New Year Notes to Self
- when moving, allow yourself more than one week to pack all your life possessions, especially since you've never actually had to move this much furniture at one time
- when leaving a job, allow yourself time to finish projects, but don't do them while you're actually on vacation
- when un/packing, throw things out!
- if you haven't opened that box since you moved in the first time three years ago, you probably don't need what's in it. sort it and throw it. you'll be happier in the end
- don't save every scrap of paper or article you think you'll read later...you won't read it
- buy a shredder
- it's okay to sell some of your books, or give them away
- you don't need to save every piece of memorabilia that friends give you, they'll still love you
- it's good to give to good will
- no matter how quickly you want to start your new job, do allow yourself more than one day between positions to clear your head, but if you don't do that, be very thankful for 4 day weekends
- if you really feel you need to keep that 'awesome quote', then start a quote journal and write it there...then throw the paper away
- don't take hotel toiletries...you don't use them when you get home, so why take them in the first place?

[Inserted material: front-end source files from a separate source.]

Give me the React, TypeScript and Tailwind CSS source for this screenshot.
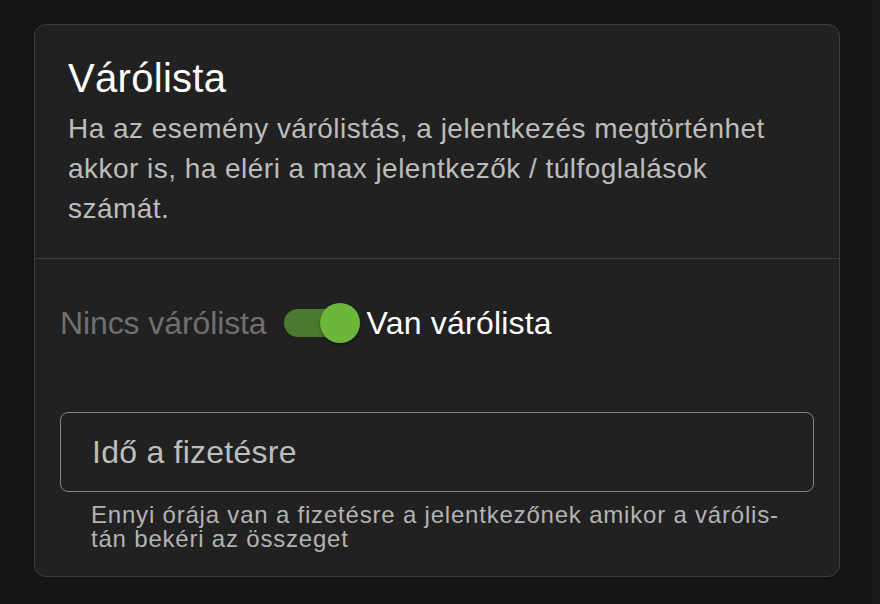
import React from "react";

export default function App() {
  return (
    <div
      className="flex w-[880px] h-[604px] bg-[#141414] overflow-hidden"
      style={{ fontFamily: '"Liberation Sans", Arial, sans-serif' }}
    >
      <div className="flex-1 pl-[34px] pt-[24px]">
        <div className="w-[806px] rounded-[12px] border border-[#3c3c3c] bg-[#212121]">
          <div className="pt-[29px] pb-[29px] px-[33px] border-b border-[#3d3d3d]">
            <h2 className="text-[40px] leading-[48px] tracking-[0.3px] text-white">Várólista</h2>
            <p className="mt-[7px] text-[28px] leading-[40px] tracking-[0.47px] text-[#bcbcbc]">
              Ha az esemény várólistás, a jelentkezés megtörténhet
              <br />
              akkor is, ha eléri a max jelentkezők / túlfoglalások
              <br />
              számát.
            </p>
          </div>
          <div className="pt-[26px] px-[25px] pb-[25px]">
            <div className="flex items-center h-[76px]">
              <span className="text-[32px] text-[#6f6f6f] tracking-[-0.1px]">Nincs várólista</span>
              <div className="relative ml-[17px] w-[76px] h-[40px] flex items-center">
                <div className="w-[68px] h-[28px] rounded-full bg-[#4b7a2f]" />
                <div className="absolute left-[36px] top-0 w-[40px] h-[40px] rounded-full bg-[#6cb63a] shadow-[0_2px_3px_rgba(0,0,0,0.35)]" />
              </div>
              <span className="ml-[7px] text-[32px] text-white tracking-[0.2px]">Van várólista</span>
            </div>
            <div className="mt-[51px] h-[80px] rounded-[8px] border border-[#858585] flex items-center px-[31px]">
              <span className="text-[32px] text-[#bdbdbd] tracking-[0.25px]">Idő a fizetésre</span>
            </div>
            <p className="mt-[11px] px-[31px] text-[24px] leading-[24px] tracking-[0.8px] text-[#b3b3b3]">
              Ennyi órája van a fizetésre a jelentkezőnek amikor a várólis-
              <br />
              tán bekéri az összeget
            </p>
          </div>
        </div>
      </div>
      <div className="w-[8px] h-full bg-[#1b1b1b]" />
    </div>
  );
}
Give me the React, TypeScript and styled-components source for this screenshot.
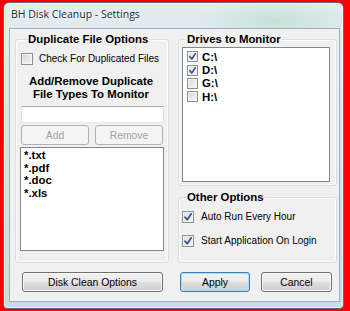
import React from 'react';
import styled, { createGlobalStyle } from 'styled-components';

const Global = createGlobalStyle`
  html, body { margin: 0; padding: 0; background: #ff0000; }
  body { width: 350px; height: 311px; overflow: hidden; }
  * { box-sizing: border-box; }
`;

const Page = styled.div`
  width: 350px;
  height: 311px;
  background: #ff0000;
  padding: 2px 6px 2px 3px;
  display: flex;
`;

const Window = styled.div`
  flex: 1;
  display: flex;
  flex-direction: column;
  border: 1px solid #5b6d7e;
  border-radius: 6px 6px 4px 4px;
  background:
    radial-gradient(ellipse 120px 30px at 80% 18px, rgba(175, 218, 196, 0.55), rgba(175, 218, 196, 0) 70%),
    linear-gradient(180deg, #e4ecf1 0%, #d8e3ea 45%, #cddbe5 100%);
  padding: 0 3px 6px 5px;
  box-shadow: inset 0 0 0 1px rgba(255, 255, 255, 0.55);
`;

const TitleBar = styled.div`
  height: 25px;
  padding: 3px 0 0 2px;
  font-family: "Open Sans", "Noto Sans", sans-serif;
  font-size: 10.5px;
  line-height: 16px;
  color: #1c2630;
  text-shadow: 0 0 5px rgba(255, 255, 255, 0.95), 0 0 2px rgba(255, 255, 255, 0.9);
  white-space: nowrap;
`;

const Client = styled.div`
  flex: 1;
  border: 1px solid #a2aeb9;
  background: #f0f0f0;
  display: flex;
  flex-direction: column;
  padding: 4px 2px 0 5px;
  font-family: "Liberation Sans", Arial, sans-serif;
  font-size: 10px;
  color: #000;
`;

const TopRow = styled.div`
  display: grid;
  grid-template-columns: 154px 159px;
  column-gap: 9px;
  height: 230px;
`;

const RightColumn = styled.div`
  display: flex;
  flex-direction: column;
  gap: 5px;
`;

const Group = styled.fieldset<{ $height?: number; $padL: number; $padR: number; $padB: number }>`
  margin: 0;
  min-width: 0;
  border: 1px solid #d5dfe5;
  border-radius: 3px;
  box-shadow: inset 0 0 0 1px #fbfbfb;
  padding: 0 ${p => p.$padR}px ${p => p.$padB}px ${p => p.$padL}px;
  display: block;
  ${p => (p.$height ? `height: ${p.$height}px; flex: none;` : 'flex: 1;')}
`;

const Legend = styled.legend<{ $indent: number }>`
  margin-left: ${p => p.$indent}px;
  padding: 0 1px;
  font-weight: bold;
  font-size: 11.4px;
  line-height: 12px;
  background: #f0f0f0;
  color: #000;
`;

const CheckRow = styled.label<{ $gap: number; $top: number }>`
  display: flex;
  align-items: center;
  gap: ${p => p.$gap}px;
  height: 13px;
  margin-top: ${p => p.$top}px;
  white-space: nowrap;
`;

const Box = styled.span<{ $size: number; $checked: boolean }>`
  width: ${p => p.$size}px;
  height: ${p => p.$size}px;
  flex: none;
  border: 1px solid #8e8f8f;
  background: ${p =>
    p.$checked
      ? 'linear-gradient(135deg, #d9dcee 0%, #f3f4fb 100%)'
      : 'linear-gradient(135deg, #d6d6d6 0%, #f7f7f7 100%)'};
  box-shadow: inset 0 0 0 1px #f4f4f4;
  display: flex;
  align-items: center;
  justify-content: center;
`;

const Heading = styled.div`
  margin-top: 10px;
  text-align: center;
  font-weight: bold;
  font-size: 11.4px;
  line-height: 13px;
  padding-right: 3px;
`;

const TextInput = styled.div`
  margin-top: 5px;
  height: 17px;
  background: #fff;
  border: 1px solid;
  border-color: #abadb3 #dbdfe6 #e3e9ef #e2e3ea;
`;

const ButtonPair = styled.div`
  margin-top: 2px;
  display: grid;
  grid-template-columns: 68px 68px;
  column-gap: 6px;
`;

const Button = styled.div<{ $width?: number; $variant?: 'normal' | 'disabled' | 'default' }>`
  height: 20px;
  ${p => (p.$width ? `width: ${p.$width}px;` : '')}
  border-radius: 3px;
  display: flex;
  align-items: center;
  justify-content: center;
  font-size: 10.4px;
  white-space: nowrap;
  border: 1px solid
    ${p => (p.$variant === 'disabled' ? '#adb2b5' : p.$variant === 'default' ? '#3c7fb1' : '#707070')};
  color: ${p => (p.$variant === 'disabled' ? '#a3a3a3' : '#000')};
  background: ${p =>
    p.$variant === 'disabled'
      ? '#f4f4f4'
      : 'linear-gradient(180deg, #f2f2f2 0%, #ebebeb 48%, #dddddd 52%, #cfcfcf 100%)'};
  box-shadow: inset 0 0 0 1px
    ${p => (p.$variant === 'disabled' ? '#f4f4f4' : p.$variant === 'default' ? '#a9dcf6' : '#fbfbfb')};
`;

const ListBox = styled.div<{ $top: number; $left?: number; $height: number }>`
  margin-top: ${p => p.$top}px;
  margin-left: ${p => p.$left ?? 0}px;
  height: ${p => p.$height}px;
  background: #fff;
  border: 1px solid #828790;
`;

const FileList = styled(ListBox)`
  padding: 1px 0 0 3px;
`;

const FileItem = styled.div`
  font-weight: bold;
  font-size: 11.4px;
  line-height: 12.7px;
`;

const DriveList = styled(ListBox)`
  padding: 2px 0 0 4px;
`;

const DriveRow = styled.div`
  display: flex;
  align-items: center;
  gap: 4px;
  height: 13.4px;
  font-weight: bold;
  font-size: 11.4px;
`;

const ButtonRow = styled.div`
  margin-top: 9px;
  height: 20px;
  display: flex;
  padding-left: 7px;
`;

const Spacer = styled.div<{ $w: number }>`
  width: ${p => p.$w}px;
  flex: none;
`;

function Check({ size, checked }: { size: number; checked: boolean }) {
  return (
    <Box $size={size} $checked={checked}>
      {checked && (
        <svg width={size - 2} height={size - 2} viewBox="0 0 10 10">
          <path d="M2 5.2 L4.2 7.8 L8.2 1.8" fill="none" stroke="#3b4e8c" strokeWidth="1.7" strokeLinecap="round" strokeLinejoin="round" />
        </svg>
      )}
    </Box>
  );
}

const files = ['*.txt', '*.pdf', '*.doc', '*.xls'];
const drives = [
  { name: 'C:\\', checked: true },
  { name: 'D:\\', checked: true },
  { name: 'G:\\', checked: false },
  { name: 'H:\\', checked: false },
];

export default function App() {
  return (
    <>
      <Global />
      <Page>
        <Window>
          <TitleBar>BH Disk Cleanup - Settings</TitleBar>
          <Client>
            <TopRow>
              <Group $padL={5} $padR={4} $padB={10}>
                <Legend $indent={6}>Duplicate File Options</Legend>
                <CheckRow $gap={6} $top={7}>
                  <Check size={12} checked={false} />
                  <span>Check For Duplicated Files</span>
                </CheckRow>
                <Heading>
                  Add/Remove Duplicate
                  <br />
                  File Types To Monitor
                </Heading>
                <TextInput />
                <ButtonPair>
                  <Button $variant="disabled">Add</Button>
                  <Button $variant="disabled">Remove</Button>
                </ButtonPair>
                <FileList $top={2} $left={-1} $height={104}>
                  {files.map(f => (
                    <FileItem key={f}>{f}</FileItem>
                  ))}
                </FileList>
              </Group>
              <RightColumn>
                <Group $height={153} $padL={3} $padR={6} $padB={3}>
                  <Legend $indent={4}>Drives to Monitor</Legend>
                  <DriveList $top={2} $height={135}>
                    {drives.map(d => (
                      <DriveRow key={d.name}>
                        <Check size={11} checked={d.checked} />
                        <span>{d.name}</span>
                      </DriveRow>
                    ))}
                  </DriveList>
                </Group>
                <Group $padL={3} $padR={6} $padB={10}>
                  <Legend $indent={4}>Other Options</Legend>
                  <CheckRow $gap={7} $top={7}>
                    <Check size={12} checked={true} />
                    <span>Auto Run Every Hour</span>
                  </CheckRow>
                  <CheckRow $gap={7} $top={11}>
                    <Check size={12} checked={true} />
                    <span>Start Application On Login</span>
                  </CheckRow>
                </Group>
              </RightColumn>
            </TopRow>
            <ButtonRow>
              <Button $width={141}>Disk Clean Options</Button>
              <Spacer $w={17} />
              <Button $width={70} $variant="default">Apply</Button>
              <Spacer $w={11} />
              <Button $width={71}>Cancel</Button>
            </ButtonRow>
          </Client>
        </Window>
      </Page>
    </>
  );
}
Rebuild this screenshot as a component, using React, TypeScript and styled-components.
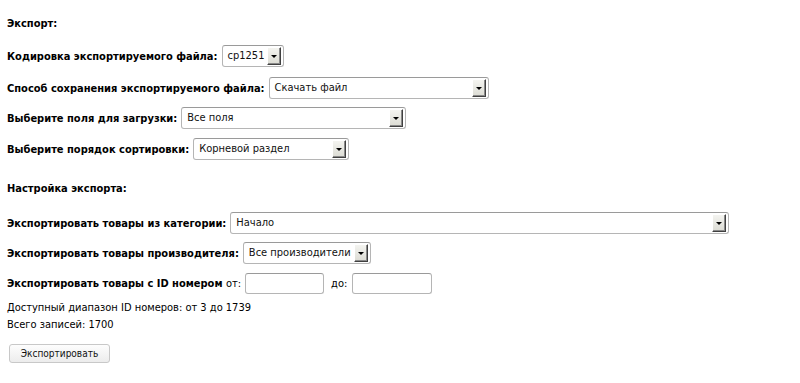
import React from "react";
import styled, { createGlobalStyle } from "styled-components";

const GlobalStyle = createGlobalStyle`
  html, body {
    margin: 0;
    padding: 0;
    background: #fff;
  }
  body {
    font-family: "DejaVu Sans Condensed", "DejaVu Sans", Verdana, sans-serif;
    font-size: 11px;
    color: #000;
  }
`;

const Page = styled.div`
  padding: 17px 7px 20px 7px;
`;

const Heading = styled.div<{ $top?: number; $bottom?: number }>`
  font-weight: bold;
  height: 14px;
  line-height: 14px;
  margin-top: ${(p) => p.$top ?? 0}px;
  margin-bottom: ${(p) => p.$bottom ?? 14}px;
`;

const Row = styled.div<{ $gap?: number }>`
  display: flex;
  align-items: center;
  height: 22px;
  margin-bottom: ${(p) => p.$gap ?? 8}px;
  white-space: nowrap;
`;

const Label = styled.span`
  font-weight: bold;
  margin-right: 4px;
`;

const Plain = styled.span`
  font-weight: normal;
`;

const SelectBox = styled.div<{ $width: number }>`
  display: flex;
  align-items: stretch;
  box-sizing: border-box;
  width: ${(p) => p.$width}px;
  height: 22px;
  border: 1px solid #b5b5b5;
  border-top-color: #9a9a9a;
  border-radius: 3px;
  background: #fff;
  padding: 1px 2px 1px 0;
`;

const SelectValue = styled.span`
  flex: 1;
  padding-left: 5px;
  font-size: 11px;
  line-height: 18px;
  color: #111;
  overflow: hidden;
`;

const ArrowButton = styled.span`
  box-sizing: border-box;
  width: 14px;
  display: flex;
  align-items: center;
  justify-content: center;
  background: linear-gradient(#f4f4f0, #dcdcd4);
  border: 1px solid;
  border-color: #fff #404040 #404040 #fff;
  box-shadow: inset -1px -1px 0 #8a8a8a;
  &::after {
    content: "";
    border-left: 3px solid transparent;
    border-right: 3px solid transparent;
    border-top: 3px solid #000;
    margin-top: 1px;
  }
`;

const TextInput = styled.input<{ $width: number; $left?: number }>`
  box-sizing: border-box;
  width: ${(p) => p.$width}px;
  height: 21px;
  border: 1px solid #b5b5b5;
  border-top-color: #9a9a9a;
  border-radius: 3px;
  margin: 0 7px 0 ${(p) => p.$left ?? 0}px;
  padding: 0 4px;
  font: inherit;
`;

const Note = styled.div`
  line-height: 17px;
`;

const Notes = styled.div`
  margin-top: -3px;
`;

const ExportButton = styled.button`
  margin: 11px 0 0 2px;
  width: 101px;
  height: 19px;
  border: 1px solid #c8c8c8;
  border-radius: 3px;
  background: linear-gradient(#fdfdfd, #ececec);
  font-family: inherit;
  font-size: 10px;
  color: #111;
  padding: 0;
`;

const Select: React.FC<{ value: string; width: number }> = ({ value, width }) => (
  <SelectBox $width={width}>
    <SelectValue>{value}</SelectValue>
    <ArrowButton />
  </SelectBox>
);

export default function App() {
  return (
    <Page>
      <GlobalStyle />
      <Heading>Экспорт:</Heading>
      <Row $gap={10}>
        <Label>Кодировка экспортируемого файла:</Label>
        <Select value="cp1251" width={62} />
      </Row>
      <Row $gap={8}>
        <Label>Способ сохранения экспортируемого файла:</Label>
        <Select value="Скачать файл" width={220} />
      </Row>
      <Row $gap={9}>
        <Label>Выберите поля для загрузки:</Label>
        <Select value="Все поля" width={225} />
      </Row>
      <Row>
        <Label>Выберите порядок сортировки:</Label>
        <Select value="Корневой раздел" width={156} />
      </Row>
      <Heading $top={22} $bottom={16}>
        Настройка экспорта:
      </Heading>
      <Row>
        <Label>Экспортировать товары из категории:</Label>
        <Select value="Начало" width={499} />
      </Row>
      <Row>
        <Label>Экспортировать товары производителя:</Label>
        <Select value="Все производители" width={128} />
      </Row>
      <Row>
        <Label>
          Экспортировать товары с ID номером <Plain>от:</Plain>
        </Label>
        <TextInput $width={79} />
        <Plain>до:</Plain>
        <TextInput $width={80} $left={5} />
      </Row>
      <Notes>
        <Note>Доступный диапазон ID номеров: от 3 до 1739</Note>
        <Note>Всего записей: 1700</Note>
      </Notes>
      <ExportButton>Экспортировать</ExportButton>
    </Page>
  );
}
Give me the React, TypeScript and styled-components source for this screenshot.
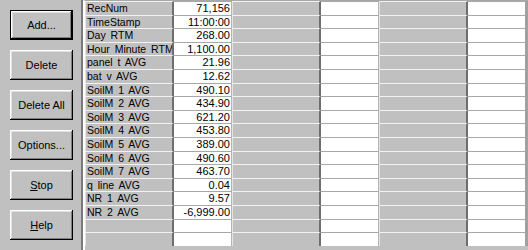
import styled, { createGlobalStyle } from "styled-components";

const GlobalStyle = createGlobalStyle`
  html, body {
    margin: 0;
    padding: 0;
    background: #c0c0c0;
  }
  body {
    font-family: "Liberation Sans", Arial, sans-serif;
    font-size: 11px;
    color: #000;
  }
`;

const Window = styled.div`
  display: flex;
  width: 528px;
  height: 250px;
  background: #c0c0c0;
  overflow: hidden;
`;

const Sidebar = styled.div`
  width: 83px;
  flex-shrink: 0;
  display: flex;
  flex-direction: column;
  gap: 10px;
  padding: 10px 0 0 10px;
  box-sizing: border-box;
  border-right: 2px solid #7a7a7a;
`;

const Button = styled.button<{ $default?: boolean }>`
  width: 63px;
  height: 30px;
  padding: 0;
  background: #c0c0c0;
  font-family: "Liberation Sans", Arial, sans-serif;
  font-size: 11px;
  color: #000;
  border: ${(p) => (p.$default ? "1px solid #000" : "none")};
  box-shadow: inset -1px -1px #000, inset 1px 1px #fff,
    inset -2px -2px #808080, inset 2px 2px #dfdfdf;

  u {
    text-decoration: underline;
  }
`;

const GridArea = styled.div`
  flex: 1;
  border-left: 2px solid #fff;
  display: grid;
  grid-template-columns: 89px 58px 89px 58px 89px 60px;
  grid-auto-rows: 13.6px;
  align-content: start;
  border-top: 1px solid #a8a8a8;
`;

const NameCell = styled.div`
  background: #c0c0c0;
  border-top: 1px solid #f2f2f2;
  border-left: 1px solid #e4e4e4;
  border-right: 2px solid #6e6e6e;
  padding-left: 1px;
  font-size: 10.5px;
  line-height: 12px;
  white-space: nowrap;
  overflow: hidden;
  word-spacing: 2px;
`;

const ValueCell = styled.div<{ $last?: boolean }>`
  background: #fff;
  border-top: 1px solid #a8a8a8;
  border-right: ${(p) => (p.$last ? "3px solid #a0a0a0" : "1px solid #b4b4b4")};
  text-align: right;
  padding-right: 1px;
  line-height: 12px;
  white-space: nowrap;
  overflow: hidden;
`;

const rows: [string, string][] = [
  ["RecNum", "71,156"],
  ["TimeStamp", "11:00:00"],
  ["Day RTM", "268.00"],
  ["Hour Minute RTM", "1,100.00"],
  ["panel t AVG", "21.96"],
  ["bat v AVG", "12.62"],
  ["SoilM 1 AVG", "490.10"],
  ["SoilM 2 AVG", "434.90"],
  ["SoilM 3 AVG", "621.20"],
  ["SoilM 4 AVG", "453.80"],
  ["SoilM 5 AVG", "389.00"],
  ["SoilM 6 AVG", "490.60"],
  ["SoilM 7 AVG", "463.70"],
  ["q line AVG", "0.04"],
  ["NR 1 AVG", "9.57"],
  ["NR 2 AVG", "-6,999.00"],
  ["", ""],
  ["", ""],
];

export default function App() {
  return (
    <>
      <GlobalStyle />
      <Window>
        <Sidebar>
          <Button $default>Add...</Button>
          <Button>Delete</Button>
          <Button>Delete All</Button>
          <Button>Options...</Button>
          <Button>
            <u>S</u>top
          </Button>
          <Button>
            <u>H</u>elp
          </Button>
        </Sidebar>
        <GridArea>
          {rows.map(([name, value], i) => (
            <>
              <NameCell key={`n${i}`}>{name}</NameCell>
              <ValueCell key={`v${i}`}>{value}</ValueCell>
              <NameCell key={`a${i}`} />
              <ValueCell key={`b${i}`} />
              <NameCell key={`c${i}`} />
              <ValueCell key={`d${i}`} $last />
            </>
          ))}
        </GridArea>
      </Window>
    </>
  );
}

- Remember to pack your gym shoes and sports stuff for the first week of work. The first week of the job will establish a practice, a discipline of sorts, and part of that must be going to the gym to walk/jog on the treadmill and to start lifting weights. It all starts there.
- sleep when you're tired, eat when you're hungry, but don't do both at the same time and don't overdo it
- you're starting new this week - a new year, a new life with a new job and new home - it's scarier than snot, but it will be okay. remember to breathe and to keep your head up.